_What you will do_: Copy every line of the following data that includes the string "full".

-*-

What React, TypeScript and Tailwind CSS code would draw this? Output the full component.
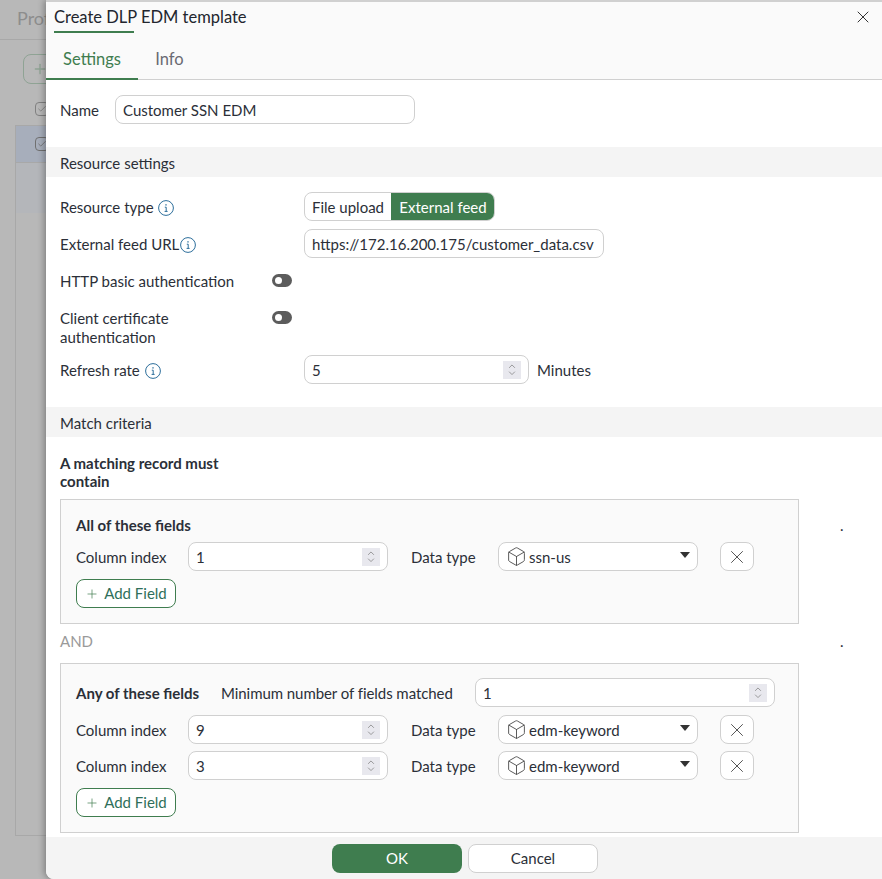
import { Box, Check, ChevronDown, ChevronUp, Plus, X } from "lucide-react";
import type { ReactNode } from "react";

const InfoIcon = () => (
  <svg viewBox="0 0 16 16" className="h-4 w-4 shrink-0 text-[#2c6e9b]" fill="none" stroke="currentColor">
    <circle cx="8" cy="8" r="7.4" strokeWidth="1" />
    <path d="M6.8 7.2H8.2V11.4M6.6 11.4H9.6" strokeWidth="1" />
    <path d="M8 4.2V5.6" strokeWidth="1.4" />
  </svg>
);

const Toggle = () => (
  <div className="flex h-[13px] w-5 items-center rounded-full bg-[#5c5c5c] pl-[3px]">
    <div className="h-[7px] w-[7px] rounded-full bg-white" />
  </div>
);

const Spinner = () => (
  <div className="flex h-[18px] w-[18px] flex-col items-center justify-center bg-[#e8e8ee] text-[#707070]">
    <ChevronUp className="-mb-[3px] h-3 w-3" strokeWidth={1.5} />
    <ChevronDown className="h-3 w-3" strokeWidth={1.5} />
  </div>
);

const NumberInput = ({ value, className }: { value: string; className: string }) => (
  <div className={`flex h-[29px] items-center justify-between rounded-lg border border-[#d0d0d0] bg-white pl-[7px] pr-[7px] ${className}`}>
    <span className="pt-[2px]">{value}</span>
    <Spinner />
  </div>
);

const Section = ({ children }: { children: ReactNode }) => (
  <div className="flex h-[30px] shrink-0 items-center bg-[#f4f4f4] px-[14px] pt-[2px]">{children}</div>
);

const FieldRow = ({ index, type, className = "" }: { index: string; type: string; className?: string }) => (
  <div className={`flex h-[29px] items-center ${className}`}>
    <span className="w-[112px] pt-[2px]">Column index</span>
    <NumberInput value={index} className="w-[200px]" />
    <span className="ml-[23px] w-[87px] pt-[2px]">Data type</span>
    <div className="flex h-[29px] w-[200px] items-center rounded-lg border border-[#d0d0d0] bg-white pl-[7px] pr-[7px]">
      <Box className="mr-[2px] h-[21px] w-[21px] text-[#444]" strokeWidth={1} />
      <span className="pt-[2px]">{type}</span>
      <span className="ml-auto mb-[3px] h-0 w-0 border-x-[5px] border-t-[6px] border-x-transparent border-t-[#333]" />
    </div>
    <button className="ml-[22px] flex h-[29px] w-[34px] items-center justify-center rounded-lg border border-[#d0d0d0] bg-white">
      <X className="h-[22px] w-[22px] text-[#333]" strokeWidth={0.9} />
    </button>
  </div>
);

const AddField = ({ className = "" }: { className?: string }) => (
  <button className={`flex h-[29px] w-[100px] items-center justify-center gap-[5px] rounded-lg border border-[#3f7d4f] bg-white text-[#2f6f5a] ${className}`}>
    <Plus className="h-[14px] w-[14px] text-[#3f7d4f]" strokeWidth={1.2} />
    Add Field
  </button>
);

export default function App() {
  return (
    <div className="relative h-[879px] w-[882px] overflow-hidden bg-[#b8b8b8] font-['Lato',sans-serif] text-[15px] leading-[19px] text-[#2b2f38]">
      <div className="h-10 border-b border-[#a8a8a8] pl-[17px] pt-[7px] text-[18px] leading-[22px] text-[#8d8d8d]">Profiles</div>
      <div className="ml-[23px] mt-[14px] flex h-[30px] w-[60px] items-center rounded-lg border border-[#8fa394] pl-2 text-[#8fa394]">
        <Plus className="h-4 w-4" />
      </div>
      <div className="ml-[35px] mt-[18px] flex h-[14px] w-[14px] items-center justify-center rounded-sm border border-[#808080]">
        <Check className="h-[10px] w-[10px] text-[#808080]" />
      </div>
      <div className="mx-[15px] mt-[9px] h-[711px] border border-[#a8a8a8]">
        <div className="flex h-[37px] items-center border-b border-[#a8a8a8] bg-[#a7aebb] pl-[19px]">
          <div className="flex h-[14px] w-[14px] items-center justify-center rounded-sm border border-[#707070]">
            <Check className="h-[10px] w-[10px] text-[#707070]" />
          </div>
        </div>
        <div className="h-[50px] bg-[#b4b6ba]" />
      </div>

      <div className="absolute bottom-0 left-[46px] right-0 top-0 flex flex-col overflow-hidden rounded-bl-lg bg-white shadow-[-2px_0_6px_rgba(0,0,0,0.3)]">
        <div className="relative h-[80px] shrink-0 border-t-2 border-[#d0d0d0] bg-[#fafafa]">
          <div className="absolute left-[8px] top-[5px] text-[16.5px] leading-[21px] text-[#22262e]">Create DLP EDM template</div>
          <div className="absolute left-[8px] top-[29px] h-[2px] w-[80px] bg-[#3f7d4f]" />
          <X className="absolute right-[9px] top-[5px] h-5 w-5 text-[#333]" strokeWidth={1.2} />
          <div className="absolute bottom-0 left-0 right-0 flex h-[46px] border-b border-[#d0d0d0] pt-[6px] text-[16.5px]">
            <div className="-mb-px flex w-[92px] items-center justify-center border-b-2 border-[#3f7d4f] text-[#3f7d4f]">Settings</div>
            <div className="flex w-[62px] items-center justify-center pl-px text-[#6a6a72]">Info</div>
          </div>
        </div>

        <div className="flex h-[67px] shrink-0 items-start px-[14px] pt-[15px]">
          <span className="flex h-[29px] w-[55px] items-center pt-[2px]">Name</span>
          <div className="flex h-[29px] w-[300px] items-center rounded-lg border border-[#d0d0d0] px-[7px] pt-[2px]">Customer SSN EDM</div>
        </div>

        <Section>Resource settings</Section>

        <div className="flex h-[230px] shrink-0 flex-col px-[14px] pt-[15px]">
          <div className="flex h-[29px] items-center">
            <span className="flex w-[244px] items-center gap-[4px] pt-[2px]">Resource type <InfoIcon /></span>
            <div className="flex h-[29px] overflow-hidden rounded-lg border border-[#d0d0d0]">
              <span className="flex w-[86px] items-center justify-center pt-[2px]">File upload</span>
              <span className="-my-px -mr-px flex w-[104px] items-center justify-center bg-[#3f7d4f] pt-[2px] text-white">External feed</span>
            </div>
          </div>
          <div className="mt-2 flex h-[29px] items-center">
            <span className="flex w-[244px] items-center gap-px pt-[2px]">External feed URL<InfoIcon /></span>
            <div className="flex h-[29px] w-[300px] items-center rounded-lg border border-[#d0d0d0] px-[7px] pt-[2px]">https://172.16.200.175/customer_data.csv</div>
          </div>
          <div className="mt-2 flex h-[29px] items-center">
            <span className="w-[212px] pt-[2px]">HTTP basic authentication</span>
            <Toggle />
          </div>
          <div className="mt-[14px] flex h-[39px] items-start">
            <span className="w-[212px] pr-8">Client certificate authentication</span>
            <div className="mt-[2px]"><Toggle /></div>
          </div>
          <div className="mt-[7px] flex h-[29px] items-center">
            <span className="flex w-[244px] items-center gap-[5px] pt-[2px]">Refresh rate <InfoIcon /></span>
            <NumberInput value="5" className="w-[225px]" />
            <span className="ml-2 pt-[2px]">Minutes</span>
          </div>
        </div>

        <Section>Match criteria</Section>

        <div className="relative flex-1 px-[14px] pt-[17px]">
          <div className="w-[200px] font-bold leading-[18px]">A matching record must contain</div>

          <div className="mt-[9px] h-[125px] w-[739px] border border-[#d0d0d0] bg-[#fafafa] px-[15px] pt-[16px]">
            <div className="font-bold">All of these fields</div>
            <FieldRow index="1" type="ssn-us" className="mt-[7px]" />
            <AddField className="mt-2" />
          </div>

          <div className="mt-[8px] h-[20px] text-[#9a9a9a]">AND</div>

          <div className="mt-[11px] h-[170px] w-[739px] border border-[#d0d0d0] bg-[#fafafa] px-[15px] pt-[14px]">
            <div className="flex h-[29px] items-center">
              <span className="w-[145px] pt-[2px] font-bold">Any of these fields</span>
              <span className="w-[254px] pt-[2px] tracking-[-0.06px]">Minimum number of fields matched</span>
              <NumberInput value="1" className="w-[300px]" />
            </div>
            <FieldRow index="9" type="edm-keyword" className="mt-2" />
            <FieldRow index="3" type="edm-keyword" className="mt-[7px]" />
            <AddField className="mt-2" />
          </div>

          <span className="absolute left-[794px] top-[79px]">.</span>
          <span className="absolute left-[794px] top-[195px]">.</span>
        </div>

        <div className="flex h-[42px] shrink-0 items-start justify-center gap-[6px] bg-[#f4f4f4] pl-[2px] pt-[7px]">
          <button className="h-[29px] w-[130px] rounded-lg bg-[#3f7d4f] text-white">OK</button>
          <button className="h-[29px] w-[130px] rounded-lg border border-[#d0d0d0] bg-white">Cancel</button>
        </div>
      </div>
    </div>
  );
}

-*-

_Output for this task_:
What React, TypeScript and Tailwind CSS code would draw this? Output the full component.
  <div className="flex h-[13px] w-5 items-center rounded-full bg-[#5c5c5c] pl-[3px]">
    <div className="h-[7px] w-[7px] rounded-full bg-white" />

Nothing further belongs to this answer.